### TASK REQUIREMENTS:
Starting at the top of the listing, extract every line up to and including the one with "const label = (text)". Pictures stay out of the copy.

### SOURCE EXCERPT:
▬▬▬▬▬▬▬▬▬▬
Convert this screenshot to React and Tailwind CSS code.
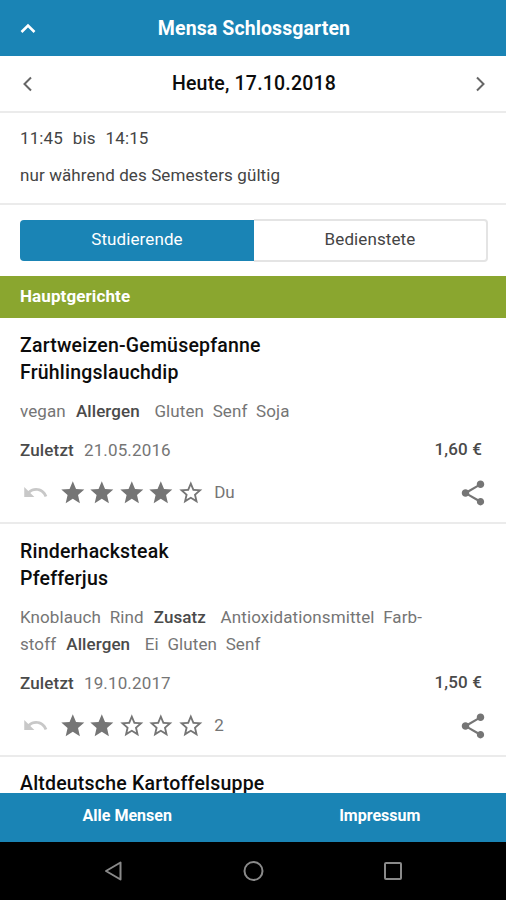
import React from 'react';

const tag = (text) => ({ text });
const label = (text) => ({ text, bold: true });

const meals = [
    {
        title: ['Zartweizen-Gemüsepfanne', 'Frühlingslauchdip'],
        lines: [[tag('vegan'), label('Allergen'), tag('Gluten'), tag('Senf'), tag('Soja')]],
        last: '21.05.2016',
        price: '1,60 €',
        stars: 4,
        votes: 'Du',
    },
    {
        title: ['Rinderhacksteak', 'Pfefferjus'],
        lines: [
            [tag('Knoblauch'), tag('Rind'), label('Zusatz'), tag('Antioxidationsmittel'), tag('Farb-')],
            [tag('stoff'), label('Allergen'), tag('Ei'), tag('Gluten'), tag('Senf')],
        ],
        last: '19.10.2017',
        price: '1,50 €',
        stars: 2,
        votes: '2',
    },
];

const STAR = 'M12 17.27 18.18 21l-1.64-7.03L22 9.24l-7.19-.61L12 2 9.19 8.63 2 9.24l5.46 4.73L5.82 21z';
const STAR_OUTLINE = 'M22 9.24l-7.19-.62L12 2 9.19 8.63 2 9.24l5.46 4.73L5.82 21 12 17.27 18.18 21l-1.63-7.03L22 9.24zM12 15.4l-3.76 2.27 1-4.28-3.32-2.88 4.38-.38L12 6.1l1.71 4.04 4.38.38-3.32 2.88 1 4.28L12 15.4z';
const UNDO = 'M12.5 8c-2.65 0-5.05.99-6.9 2.6L2 7v9h9l-3.62-3.62c1.39-1.16 3.16-1.88 5.12-1.88 3.54 0 6.55 2.31 7.6 5.5l2.37-.78C21.08 11.03 17.15 8 12.5 8z';
const SHARE = 'M18 16.08c-.76 0-1.44.3-1.96.77L8.91 12.7c.05-.23.09-.46.09-.7s-.04-.47-.09-.7l7.05-4.11c.54.5 1.25.81 2.04.81 1.66 0 3-1.34 3-3s-1.34-3-3-3-3 1.34-3 3c0 .24.04.47.09.7L8.04 9.81C7.5 9.31 6.79 9 6 9c-1.66 0-3 1.34-3 3s1.34 3 3 3c.79 0 1.5-.31 2.04-.81l7.12 4.16c-.05.21-.08.43-.08.65 0 1.61 1.31 2.92 2.92 2.92s2.92-1.31 2.92-2.92-1.31-2.92-2.92-2.92z';

const Icon = ({ d, className }) => (
    <svg viewBox="0 0 24 24" fill="currentColor" className={`shrink-0 ${className}`}>
        <path d={d} />
    </svg>
);

const Chevron = ({ points, className }) => (
    <svg viewBox="0 0 16 16" fill="none" stroke="currentColor" className={`size-4 shrink-0 ${className}`}>
        <polyline points={points} />
    </svg>
);

const MealTitle = ({ lines }) => (
    <h2 className="text-[19.5px] leading-[27px] font-medium tracking-[0.2px] text-[#0c0c0c]">
        {lines.map((line) => (
            <span key={line} className="block">{line}</span>
        ))}
    </h2>
);

const Meal = ({ title, lines, last, price, stars, votes }) => (
    <article className="border-b-2 border-[#ebebeb] pt-3.5 pr-5 pb-4 pl-5">
        <MealTitle lines={title} />

        <div className="mt-3 text-[17px] leading-[27px] tracking-[0.1px] text-[#757575]">
            {lines.map((line, i) => (
                <div key={i} className="flex gap-[8.6px]">
                    {line.map(({ text, bold }) => (
                        <span key={text} className={bold ? 'ml-[1.5px] mr-1.5 font-medium text-[#4a4a4a]' : ''}>{text}</span>
                    ))}
                </div>
            ))}
        </div>

        <div className="mt-3 flex text-[17px] leading-[27px] tracking-[0.15px] text-[#757575]">
            <span className="font-medium text-[#4a4a4a]">Zuletzt</span>
            <span className="ml-2.5">{last}</span>
            <span className="ml-auto mr-1 -mt-px font-medium text-[#4a4a4a]">{price}</span>
        </div>

        <div className="mt-[15px] flex h-[27px] items-center text-[#757575]">
            <Icon d={UNDO} className="ml-0.5 size-[27px] text-[#c8c8c8]" />
            <div className="ml-2.5 flex gap-[1.8px]">
                {[1, 2, 3, 4, 5].map((n) => (
                    <Icon key={n} d={n <= stars ? STAR : STAR_OUTLINE} className="size-[27.6px]" />
                ))}
            </div>
            <span className="ml-2.5 text-[17px]">{votes}</span>
            <Icon d={SHARE} className="ml-auto -mr-0.5 size-[30px]" />
        </div>
    </article>
);

const App = () => (
    <div className="flex h-[900px] w-[506px] flex-col overflow-hidden bg-white font-['Roboto',sans-serif]">
        <header className="flex h-14 shrink-0 items-center justify-between bg-[#1a84b5] px-5 text-white">
            <Chevron points="1.5 12 8 5.5 14.5 12" className="stroke-[2.6]" />
            <h1 className="pt-0.5 pl-0.5 text-[19.5px] font-bold tracking-[0.1px]">Mensa Schlossgarten</h1>
            <span className="w-4" />
        </header>

        <div className="flex h-[57px] shrink-0 items-center justify-between border-b-2 border-[#ebebeb] px-[18px] text-[#666]">
            <Chevron points="13 1.5 6.5 8 13 14.5" className="stroke-2" />
            <span className="pl-0.5 text-[19.5px] font-medium tracking-[0.2px] text-[#0c0c0c]">Heute, 17.10.2018</span>
            <Chevron points="5 1.5 11.5 8 5 14.5" className="stroke-2" />
        </div>

        <div className="flex h-[92px] shrink-0 flex-col gap-2.5 border-b-2 border-[#ebebeb] px-5 pt-3 text-[17px] leading-[27px] tracking-[0.1px] text-[#444]">
            <div className="flex gap-2.5">
                <span>11:45</span>
                <span>bis</span>
                <span>14:15</span>
            </div>
            <div>nur während des Semesters gültig</div>
        </div>

        <div className="h-[71px] shrink-0 pt-3.5 pr-[18px] pl-5">
            <div className="flex h-[43px] text-center text-[17px] leading-[41px] tracking-[0.1px]">
                <div className="my-px w-[234px] rounded-l bg-[#1a84b5] leading-[39px] text-white">Studierende</div>
                <div className="flex-1 rounded-r border-2 border-l-0 border-[#e4e4e4] leading-[37px] text-[#444]">Bedienstete</div>
            </div>
        </div>

        <div className="h-[42px] shrink-0 bg-[#8aa62f] px-5 text-[17px] leading-10 font-bold tracking-[0.1px] text-white">Hauptgerichte</div>

        <main className="min-h-0 flex-1 overflow-hidden">
            {meals.map((meal) => (
                <Meal key={meal.price} {...meal} />
            ))}
            <div className="px-5 pt-[13px]">
                <MealTitle lines={['Altdeutsche Kartoffelsuppe']} />
            </div>
        </main>

        <footer className="flex h-[49px] shrink-0 bg-[#1a84b5] pl-px text-center text-[16px] leading-[46px] font-bold text-white">
            <span className="flex-1">Alle Mensen</span>
            <span className="flex-1">Impressum</span>
        </footer>

        <nav className="flex h-[58px] shrink-0 items-center bg-black px-[103px] text-[#8a8a8a]">
            <svg viewBox="0 0 300 22" fill="none" stroke="currentColor" className="h-[22px] w-[300px] stroke-2">
                <path d="M17.5 2.5v17L3 11z" strokeLinejoin="round" />
                <circle cx="150.5" cy="11" r="9" />
                <rect x="282" y="3" width="16" height="16" rx="1" />
            </svg>
        </nav>
    </div>
);

export default App;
▬▬▬▬▬▬▬▬▬▬
### TASK RESULT:
Convert this screenshot to React and Tailwind CSS code.
import React from 'react';

const tag = (text) => ({ text });
const label = (text) => ({ text, bold: true });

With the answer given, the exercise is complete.